Salazar herself addressed the Hernandez situation that same evening, calling it “one of the most frightening things that had ever happened to me.” In an official statement, she said the story began when she was house-sitting for Kai and her new fiancé in the Hernandez’s marital home in the midst of their divorce. “What I saw in the home concerned me: a lot of drugs, syringes, and several guns,” she wrote. “I knew I had to tell Keith what I saw in his home, and I did. He asked me to document what I saw, and eventually he showed up at the house with local police to check it out.” She reiterated that no charges were ever filed and that the defamation suit ended in a settlement paid by Kai.*

Ultimately, we’ll have to wait until primary day to see if these revelations will actually make an impact in the polls.

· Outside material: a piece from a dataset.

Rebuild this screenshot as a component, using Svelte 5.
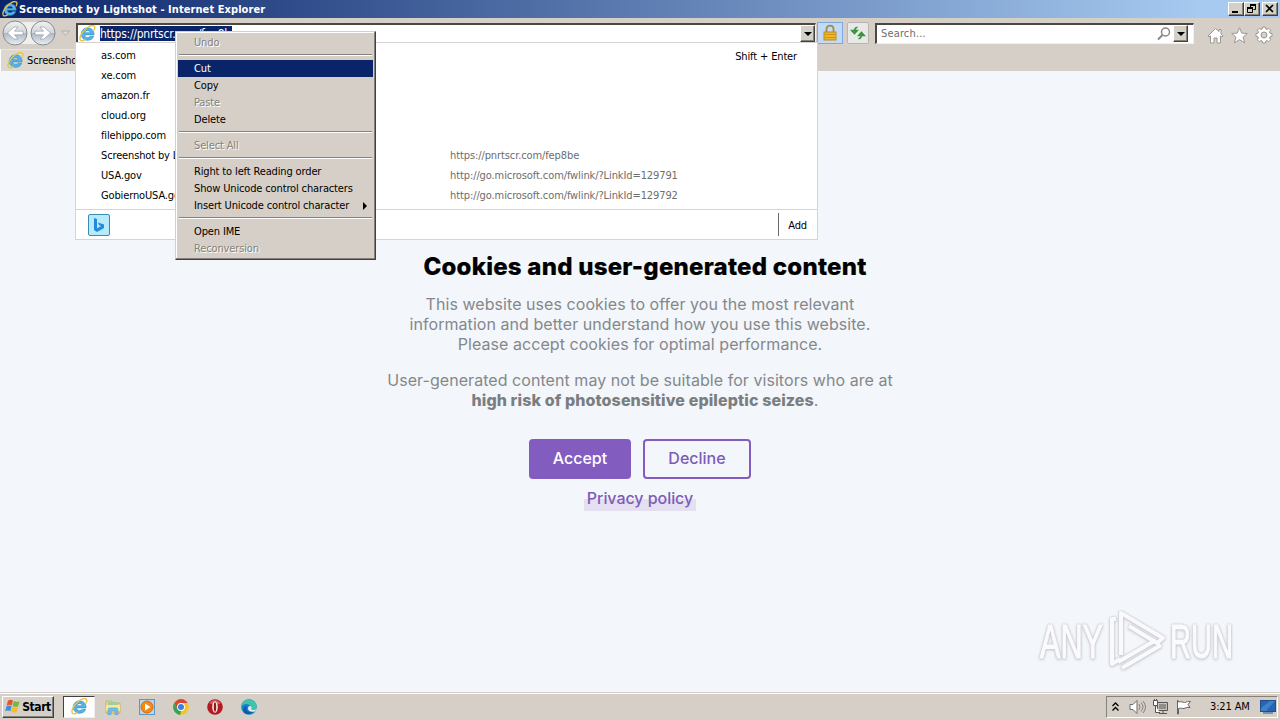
<script lang="ts">
  interface Suggestion {
    title: string;
    url?: string;
  }

  interface MenuItem {
    label: string;
    disabled?: boolean;
    active?: boolean;
    submenu?: boolean;
  }

  const suggestions: Suggestion[] = [
    { title: 'as.com' },
    { title: 'xe.com' },
    { title: 'amazon.fr' },
    { title: 'cloud.org' },
    { title: 'filehippo.com' },
    { title: 'Screenshot by Lightshot', url: 'https://pnrtscr.com/fep8be' },
    { title: 'USA.gov', url: 'http://go.microsoft.com/fwlink/?LinkId=129791' },
    { title: 'GobiernoUSA.gov', url: 'http://go.microsoft.com/fwlink/?LinkId=129792' }
  ];

  // Each group is divided from the next by an etched line
  const menuGroups: MenuItem[][] = [
    [{ label: 'Undo', disabled: true }],
    [
      { label: 'Cut', active: true },
      { label: 'Copy' },
      { label: 'Paste', disabled: true },
      { label: 'Delete' }
    ],
    [{ label: 'Select All', disabled: true }],
    [
      { label: 'Right to left Reading order' },
      { label: 'Show Unicode control characters' },
      { label: 'Insert Unicode control character', submenu: true }
    ],
    [{ label: 'Open IME' }, { label: 'Reconversion', disabled: true }]
  ];
</script>

{#snippet ieIcon(size: number)}
  <svg width={size} height={size} viewBox="0 0 16 16">
    <path d="M14.200 9.300H5.300c.1 1.500 1.200 2.400 2.800 2.400 1.200 0 2-.4 2.400-1.100h3.300c-.7 2.400-2.800 3.800-5.700 3.800-3.600 0-6-2.400-6-5.700s2.500-6 6-6c3.700 0 6.200 2.600 6.100 6.600zM5.400 7.200h5.300c-.2-1.200-1.200-1.900-2.600-1.900s-2.400.7-2.700 1.900z" fill="#55b4e6" stroke="#2c83bd" stroke-width=".5" />
    <path d="M14 5.200c1.200-2.200 1.100-3.700.1-4.300C12.200-.2 8 1.700 4.800 5.100 1.700 8.400.1 12.600 1.300 14.300c.8 1.100 2.700.6 4.800-.8" fill="none" stroke="#e6c34d" stroke-width="1.300" />
  </svg>
{/snippet}

<div class="screen">
  <div class="titlebar">
    {@render ieIcon(16)}
    <span class="title">Screenshot by Lightshot - Internet Explorer</span>
    <div class="window-buttons">
      <button aria-label="Minimize"><svg width="12" height="10"><path d="M2 7h6v2H2z" /></svg></button>
      <button aria-label="Restore">
        <svg width="12" height="10"><path d="M4.500 1.500h5v4h-2M4.500 1v3M1.500 4.500h5v4h-5z" fill="none" stroke="#000" /><path d="M4 0h6v2H4zM1 3h6v2H1z" /></svg>
      </button>
      <button class="close" aria-label="Close"><svg width="12" height="10"><path d="M2 1l7 7M9 1L2 8" stroke="#000" stroke-width="1.700" /></svg></button>
    </div>
  </div>

  <div class="toolbar">
    <div class="nav">
      <svg width="72" height="30" viewBox="0 0 72 30">
        <defs>
          <linearGradient id="glass" x1="0" y1="0" x2="0" y2="1">
            <stop offset="0" stop-color="#f0f1f2" />
            <stop offset=".49" stop-color="#d3d7db" />
            <stop offset=".5" stop-color="#aeb6bf" />
            <stop offset="1" stop-color="#e9f0f6" />
          </linearGradient>
        </defs>
        <rect x="3" y="4" width="52" height="22" rx="11" fill="#f0efed" />
        <circle cx="15" cy="15" r="12" fill="url(#glass)" stroke="#858b92" />
        <circle cx="43" cy="15" r="12" fill="url(#glass)" stroke="#858b92" />
        <path d="M23 13.200h-8.500l3.500-4.200h-4L7.500 15l6.500 6h4l-3.500-4.200H23zM35 13.200h8.500L40 9h4l6.500 6-6.500 6h-4l3.500-4.200H35z" fill="#fff" stroke="#8c969f" stroke-width=".6" />
        <path d="M61.500 13h8l-4 4.500z" fill="#dedbd6" stroke="#aaa69f" stroke-width=".8" />
      </svg>
    </div>
    <div class="field address">
      {@render ieIcon(17)}
      <span class="selection">https://pnrtscr.com/fep8be</span>
      <button class="drop" aria-label="Show history"><i></i></button>
    </div>
    <button class="tool secure" aria-label="Security report">
      <svg width="16" height="18" viewBox="0 0 16 18">
        <path d="M4.500 9V5c0-4.500 7-4.500 7 0v4" fill="none" stroke="#a88a42" stroke-width="1.800" />
        <rect x="2" y="8" width="12" height="8" fill="#efb52b" stroke="#bd8b1a" />
        <path d="M3 10.500h10M3 13.500h10" stroke="#cb9620" />
      </svg>
    </button>
    <button class="tool refresh" aria-label="Refresh">
      <svg width="16" height="16" viewBox="0 0 16 16">
        <path d="M7.500 2.200Q4.500 2.500 4.500 6M1.500 5.500l3 3.300 3-3.300z" fill="#3fa347" stroke="#379340" stroke-width="1.300" />
        <path d="M8.500 13.800q3-.3 3-3.800M8.500 10.500l3-3.300 3 3.300z" fill="#3fa347" stroke="#379340" stroke-width="1.300" />
      </svg>
    </button>
    <div class="field search">
      <span>Search...</span>
      <svg width="14" height="14" viewBox="0 0 14 14">
        <circle cx="8.500" cy="5" r="4" fill="none" stroke="#8a8783" stroke-width="1.500" />
        <path d="M5.500 8L1 12.500" stroke="#8a8783" stroke-width="2" />
      </svg>
      <button class="drop" aria-label="Search options"><i></i></button>
    </div>
    <div class="commands">
      <svg width="17" height="17" viewBox="0 0 17 17"><path d="M8.500 1.500L1 9l1 1 1.500-1v7H7v-5h3v5h3.500V9l1.500 1 1-1-2-2V2.500h-2v2z" /></svg>
      <svg width="17" height="17" viewBox="0 0 17 17"><path d="M8.500.8l2.300 5.300 5.500.4-4.200 3.600 1.500 5.700-5.100-3.100-5.100 3.100 1.500-5.700L.7 6.500l5.500-.4z" /></svg>
      <svg width="18" height="18" viewBox="0 0 18 18">
        <path fill-rule="evenodd" d="M7.500 1h3l.3 2 1.200.5 1.700-1.200 2 2-1.200 1.700.5 1.200 2 .3v3l-2 .3-.5 1.200 1.200 1.700-2 2-1.700-1.200-1.200.5-.3 2h-3l-.3-2-1.200-.5-1.700 1.200-2-2 1.200-1.700-.5-1.200-2-.3v-3l2-.3.5-1.200-1.200-1.700 2-2L6 3.500 7.200 3zM9 6a3 3 0 100 6 3 3 0 000-6z" />
      </svg>
    </div>
  </div>

  <div class="tabs">
    <div class="tab">
      {@render ieIcon(17)}
      <span>Screenshot by Lightshot</span>
    </div>
  </div>

  <main class="page">
    <h1>Cookies and user-generated content</h1>
    <p>
      This website uses cookies to offer you the most relevant<br />
      information and better understand how you use this website.<br />
      Please accept cookies for optimal performance.
    </p>
    <p>
      User-generated content may not be suitable for visitors who are at<br />
      <span class="shift"><b>high risk of photosensitive epileptic seizes</b>.</span>
    </p>
    <div class="choices">
      <button class="accept">Accept</button>
      <button class="decline">Decline</button>
    </div>
    <a class="policy" href="#privacy">Privacy policy</a>

    <svg class="watermark" width="208" height="66" viewBox="0 0 208 66">
      <g font-family="'Liberation Sans Narrow', 'Liberation Sans', sans-serif" font-size="48" fill="#fbfbfd" stroke="#fbfbfd" stroke-width="1.200">
        <text x="2" y="49" textLength="63" lengthAdjust="spacingAndGlyphs">ANY</text>
        <text x="132" y="49" textLength="63" lengthAdjust="spacingAndGlyphs">RUN</text>
      </g>
      <g fill="none" stroke="#fafafd" stroke-width="4" stroke-linejoin="round">
        <path d="M83 46V4l42 25-6 5-28-17M78 10h-4v45l8-5M80 53l38-22M84 59l39-23" />
      </g>
    </svg>
  </main>

  <div class="taskbar">
    <button class="start">
      <svg width="17" height="17" viewBox="0 0 17 17">
        <path d="M3 2.500c2-1 3.500-.8 5 .1L6.800 7.500c-1.600-1-3.200-1-5.100-.1z" fill="#e5552b" />
        <path d="M8.800 3.100c2 1 3.800 1 5.800.1l-1.300 5c-2 .9-4 .7-5.700-.3z" fill="#76b83f" />
        <path d="M1.500 8.200c1.900-.9 3.500-.8 5.100.1l-1.300 5c-1.600-1-3.200-1-5.100-.1z" fill="#3c8fda" />
        <path d="M7.400 8.800c1.900 1 3.800 1.100 5.700.2l-1.300 5c-2 .9-3.900.8-5.700-.3z" fill="#f4bd29" />
      </svg>
      Start
    </button>
    <div class="apps">
      <div class="app running">{@render ieIcon(17)}</div>
      <div class="app">
        <svg width="18" height="18" viewBox="0 0 18 18">
          <path d="M2 3h6l1 2h7v10H2z" fill="#eed483" stroke="#c7a74d" stroke-width=".7" />
          <path d="M4 4h10v4H4z" fill="#9bd199" /><path d="M2 7h14v6H2z" fill="#f7e5a2" />
          <path d="M4 16.500V12q0-2 2-2h6q2 0 2 2v4.500h-3V13H7v3.500z" fill="#74bfe3" stroke="#4d9bc6" stroke-width=".6" />
        </svg>
      </div>
      <div class="app">
        <svg width="18" height="18" viewBox="0 0 18 18">
          <rect x="1.500" y="1.500" width="15" height="15" fill="#b8d7ee" stroke="#5e97c4" />
          <circle cx="9" cy="9" r="6" fill="#f18b16" stroke="#d76b08" /><path d="M7 5.500l5.500 3.500L7 12.500z" fill="#fff" />
        </svg>
      </div>
      <div class="app">
        <svg width="18" height="18" viewBox="0 0 18 18">
          <circle cx="9" cy="9" r="7.900" fill="#f4c52b" />
          <path d="M2.200 5A7.900 7.900 0 0115.800 5H9L5.800 10.900z" fill="#dc4534" />
          <path d="M2.200 5l3.600 5.900L9 12.800l-.8 4.100A7.900 7.900 0 012.200 5z" fill="#35a353" />
          <circle cx="9" cy="9" r="3.900" fill="#fff" /><circle cx="9" cy="9" r="3" fill="#397fe4" />
        </svg>
      </div>
      <div class="app">
        <svg width="18" height="18" viewBox="0 0 18 18">
          <circle cx="9" cy="9" r="7.800" fill="#b71920" /><path d="M3 5q6-6 12 0-5 3-12 0" fill="#d75c5d" />
          <ellipse cx="9" cy="9" rx="2.800" ry="5.800" fill="#f5f0ef" /><ellipse cx="9" cy="9" rx="1.200" ry="4.800" fill="#8e1b1e" />
        </svg>
      </div>
      <div class="app">
        <svg width="18" height="18" viewBox="0 0 18 18">
          <circle cx="9" cy="9" r="7.800" fill="#1686cf" />
          <path d="M1.300 8A7.800 7.800 0 0116.800 9c0 3-4 3.500-6 2.300C12 7 7 4 1.300 8z" fill="#40c3ab" />
          <path d="M7.500 8c-3 3 .5 7 5.500 6-4 4-10 2-9.800-2.500C3.400 9 5.500 8 7.500 8z" fill="#125ba9" />
          <path d="M9.500 8c2 0 2.500 1.500 1.500 3 1.500 1.500 4.500 1 6-.5-.5 2-2 3-4 3.200-5 .2-6.500-4-3.500-5.700z" fill="#e0edef" />
        </svg>
      </div>
    </div>
    <div class="tray">
      <svg class="chevrons" width="7" height="10" viewBox="0 0 7 10"><path d="M.5 4l3-3 3 3M.5 8.500l3-3 3 3" /></svg>
      <svg width="18" height="16" viewBox="0 0 18 16">
        <path d="M1 5.500h3l4-4v13l-4-4H1z" fill="#fff" stroke="#6f6d6a" />
        <path d="M10 5q2 3 0 6M12 3.500q4 4.500 0 9M14 2q5 6 0 12" fill="none" stroke="#85827e" />
      </svg>
      <svg width="17" height="16" viewBox="0 0 17 16">
        <path d="M5.500 3.500h10v8h-10zM7 14.500h8M11 12v2" fill="#c7c5c1" stroke="#575553" />
        <path d="M7 5h7v5H7z" fill="#8f8d8a" />
        <path d="M1.500 1.500h4v5h-4zM3.500 7v6.500H8M2.500 0v2M4.500 0v2" fill="#fff" stroke="#575553" />
      </svg>
      <svg width="16" height="16" viewBox="0 0 16 16"><path d="M1.500 1v14h1V9.500c3-1 4 .5 5.500 0s3-1.500 6-1l-2-3 2.500-3c-4-.5-4 1-6 1s-2.500-1.500-6-.5z" fill="#fff" stroke="#666461" /></svg>
      <span class="clock">3:21 AM</span>
      <svg class="desktop" width="16" height="14" viewBox="0 0 16 14"><rect x=".5" y=".5" width="15" height="11" fill="#2365b8" stroke="#214f87" /><path d="M1 8L10 1h5L6 11H1z" fill="#417fc9" /><path d="M3 12h10v2H3z" fill="#7992a9" /></svg>
    </div>
  </div>

  <div class="suggestions">
    <span class="shortcut">Shift + Enter</span>
    <div class="suggestion-list">
      {#each suggestions as item}
        <div class="suggestion">
          <span class="name">{item.title}</span>
          {#if item.url}<span class="url">{item.url}</span>{/if}
        </div>
      {/each}
    </div>
    <div class="suggestion-footer">
      <div class="bing">
        <svg width="12" height="16" viewBox="0 0 12 16"><path d="M1 1l3 1v9.500l4-2.500-2-1-1-2.500 6 2v3.500L4 15l-3-2z" fill="#2488dd" /></svg>
      </div>
      <button class="add">Add</button>
    </div>
  </div>

  <div class="context-menu">
    {#each menuGroups as group}
      <div class="group">
        {#each group as item}
          <div class="item" class:disabled={item.disabled} class:active={item.active}>
            <span>{item.label}</span>
            {#if item.submenu}<i></i>{/if}
          </div>
        {/each}
      </div>
    {/each}
  </div>
</div>

<style>
  :global(body) {
    margin: 0;
    overflow: hidden;
  }

  .screen {
    position: relative;
    display: flex;
    flex-direction: column;
    width: 1280px;
    height: 720px;
    overflow: hidden;
    background: #d5cfc7;
    color: #000;
    font: 11px/14px 'DejaVu Sans Condensed', 'DejaVu Sans', sans-serif;
    font-stretch: condensed;
    letter-spacing: -0.14px;
  }

  .screen * {
    box-sizing: border-box;
  }

  svg {
    display: block;
    flex: none;
  }

  button {
    display: flex;
    align-items: center;
    justify-content: center;
    padding: 0;
    border: 0;
    font: inherit;
    letter-spacing: inherit;
    color: inherit;
    background: none;
  }

  .titlebar {
    display: flex;
    align-items: center;
    gap: 1px;
    height: 18px;
    padding: 0 2px;
    background: linear-gradient(90deg, #0a246a, #a6caf0 94%);
  }

  .title {
    flex: 1;
    padding-top: 1px;
    color: #fff;
    font-weight: bold;
    letter-spacing: 0.07px;
  }

  .window-buttons {
    display: flex;
  }

  .window-buttons button,
  .drop {
    width: 16px;
    height: 14px;
    background: #d4d0c8;
    border: 1px solid;
    border-color: #fff #404040 #404040 #fff;
    box-shadow: inset -1px -1px #85817b;
  }

  .window-buttons .close {
    margin-left: 2px;
  }

  .toolbar {
    display: flex;
    align-items: flex-start;
    height: 31px;
  }

  .nav {
    width: 76px;
  }

  .field {
    display: flex;
    align-items: center;
    height: 21px;
    margin-top: 5px;
    background: #fff;
    border: 1px solid #7d7871;
    border-top: 2px solid #4b4742;
    border-left: 2px solid #4b4742;
    border-right-color: #f2f0ed;
    border-bottom-color: #f2f0ed;
  }

  .address {
    width: 740px;
    padding: 0 0 1px 1px;
  }

  .selection {
    margin-left: 4px;
    height: 15px;
    width: 132px;
    padding-top: 1px;
    color: #fff;
    background: #0a246a;
    font-size: 12px;
    letter-spacing: -0.25px;
    white-space: nowrap;
  }

  .drop {
    width: 15px;
    height: 17px;
  }

  .address .drop {
    margin-left: auto;
  }

  .drop i {
    border: 4px solid transparent;
    border-top-color: #000;
    border-bottom: 0;
  }

  .tool {
    height: 22px;
    margin-top: 4px;
    border: 1px solid #b8b5b0;
  }

  .secure {
    width: 26px;
    margin-left: 1px;
    background: #c2daf6;
    border-color: #7caae0;
  }

  .refresh {
    width: 22px;
    margin-left: 4px;
    background: #e8e8e6;
    border-radius: 2px;
  }

  .search {
    width: 319px;
    margin-left: 6px;
    padding: 0 5px 1px 0;
    color: #6f6d69;
  }

  .search span {
    flex: 1;
    margin-left: 4px;
    padding-top: 1px;
    letter-spacing: 0.15px;
  }

  .search .drop {
    margin-left: 2px;
  }

  .commands {
    display: flex;
    align-items: center;
    gap: 7px;
    margin: 8px 0 0 13px;
  }

  .commands svg {
    fill: #fff;
    stroke: #9a9794;
  }

  .tabs {
    height: 22px;
  }

  .tab {
    display: flex;
    align-items: center;
    gap: 3px;
    width: 166px;
    height: 22px;
    padding-left: 6px;
    background: #dcd7cf;
    border-top: 1px solid #e9e6e1;
    border-left: 1px solid #fff;
  }

  .page {
    position: relative;
    display: flex;
    flex-direction: column;
    align-items: center;
    height: 621px;
    padding-top: 182px;
    background: #f3f6fa;
    color: #85888a;
    font: 400 16px/20px Inter, sans-serif;
    letter-spacing: 0;
    text-align: center;
  }

  h1 {
    margin: 0 0 13px 10px;
    color: #000;
    font-size: 24px;
    line-height: 28px;
    font-weight: 800;
    letter-spacing: 0.24px;
    -webkit-text-stroke: 0.2px #000;
  }

  p {
    margin: 0 0 16px;
    letter-spacing: 0.055px;
  }

  .shift {
    margin-left: 10px;
  }

  b {
    color: #7b7e80;
    font-weight: 800;
    letter-spacing: 0.11px;
  }

  .choices {
    display: flex;
    gap: 12px;
    margin-top: 13px;
    font-weight: 500;
  }

  .choices button {
    height: 40px;
    padding-bottom: 2px;
    border: 2px solid #835cc0;
    border-radius: 4px;
  }

  .accept {
    width: 102px;
    color: #fff;
    background: #835cc0;
  }

  .decline {
    width: 108px;
    color: #7e5bb7;
  }

  .policy {
    height: 22px;
    margin-top: 10px;
    padding: 0 3px;
    color: #7e5bb7;
    font-weight: 500;
    line-height: 19px;
    letter-spacing: -0.05px;
    text-decoration: none;
    background: linear-gradient(transparent 45%, #e5dff2 45%);
  }

  .watermark {
    position: absolute;
    left: 1038px;
    top: 538px;
    filter: drop-shadow(0 0 1px #bfc0c7) drop-shadow(0 1px 1px #d2d2da);
  }

  .taskbar {
    display: flex;
    align-items: center;
    height: 28px;
    padding: 1px 2px 1px;
    border-top: 1px solid #d5cfc7;
    box-shadow: inset 0 1px #fff;
  }

  .start {
    width: 52px;
    height: 22px;
    border: 1px solid;
    border-color: #fff #404040 #404040 #fff;
    box-shadow: inset -1px -1px #85817b;
    font-weight: bold;
    font-size: 12px;
    letter-spacing: -0.45px;
  }

  .apps {
    display: flex;
    margin-left: 9px;
  }

  .app {
    display: flex;
    align-items: center;
    justify-content: center;
    width: 34px;
    height: 22px;
  }

  .running {
    width: 32px;
    margin-right: 1px;
    background: #fff;
    border: 1px solid;
    border-color: #404040 #f1efec #f1efec #404040;
  }

  .tray {
    display: flex;
    align-items: center;
    width: 172px;
    height: 22px;
    margin-left: auto;
    padding-left: 5px;
    border: 1px solid;
    border-color: #85817b #fff #fff #85817b;
  }

  .chevrons {
    margin-right: 10px;
    fill: none;
    stroke: #000;
    stroke-width: 1.3;
  }

  .tray svg:nth-of-type(3) {
    margin: 0 7px 0 5px;
  }

  .clock {
    margin-left: 18px;
    padding-top: 1px;
  }

  .desktop {
    margin-left: 10px;
  }

  .suggestions {
    position: absolute;
    left: 75px;
    top: 42px;
    width: 743px;
    height: 198px;
    background: #fff;
    border: 1px solid #d7d3ce;
  }

  .suggestion-list {
    height: 166px;
    padding-top: 3px;
  }

  .suggestion {
    display: flex;
    align-items: center;
    height: 20px;
    padding-left: 25px;
    white-space: nowrap;
  }

  .name {
    width: 349px;
  }

  .url {
    color: #6d6d6d;
    letter-spacing: -0.1px;
  }

  .shortcut {
    position: absolute;
    right: 20px;
    top: 7px;
  }

  .suggestion-footer {
    display: flex;
    align-items: center;
    justify-content: space-between;
    height: 30px;
    padding: 0 10px 0 12px;
    border-top: 1px solid #d7d3ce;
  }

  .bing {
    display: flex;
    align-items: center;
    justify-content: center;
    width: 22px;
    height: 22px;
    background: #b5ebfc;
    border: 1px solid #398cae;
    border-radius: 2px;
  }

  .add {
    height: 23px;
    padding: 2px 0 0 9px;
    border-left: 1px solid #696969;
  }

  .context-menu {
    position: absolute;
    left: 175px;
    top: 31px;
    width: 201px;
    height: 229px;
    padding: 2px;
    background: #d5cfc7;
    border: 1px solid;
    border-color: #d5cfc7 #404040 #404040 #d5cfc7;
    box-shadow: inset -1px -1px #85817b, inset 1px 1px #fff;
  }

  .group + .group {
    padding-top: 9px;
    background: linear-gradient(#85817b, #85817b) 1px 3px / 193px 1px no-repeat,
      linear-gradient(#fff, #fff) 1px 4px / 193px 1px no-repeat;
  }

  .item {
    display: flex;
    align-items: center;
    justify-content: space-between;
    height: 17px;
    padding: 0 6px 0 16px;
    white-space: nowrap;
  }

  .item i {
    border: 4px solid transparent;
    border-left: 4px solid #000;
    border-right: 0;
  }

  .disabled {
    color: #85817b;
    text-shadow: 1px 1px #fff;
  }

  .active {
    color: #fff;
    background: #0a246a;
  }
</style>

The Daily Caller sexual-assault piece.
The morning of September 11, Salazar tweeted out a statement in which she explained that a news outlet was planning to out her as a sexual-assault survivor and that she had decided to make her allegations public first. In the statement, she claimed that David Keyes — now a spokesperson for the prime minister of Israel — had sexually assaulted her. Shortly after Keyes got the job in 2016, the Times of Israel reported that he had been accused of sexual assault in a since-deleted Facebook post; Keyes denied it both then and now.

That afternoon, conservative site the Daily Caller did indeed publish an article outing her as the author of that Facebook post. Since Salazar came forward with her allegations, Wall Street Journal reporter Shayndi Raice posted a series of tweets in which she wrote that she “also had a terrible encounter with David Keyes once and 100% believe her.” Raice added that he was a “predator” and that “in subsequent conversations, I had discovered his mistreatment of women was an open secret.”

*The original version of this post stated that Salazar won the suit. It has been updated to show that it ended in a settlement.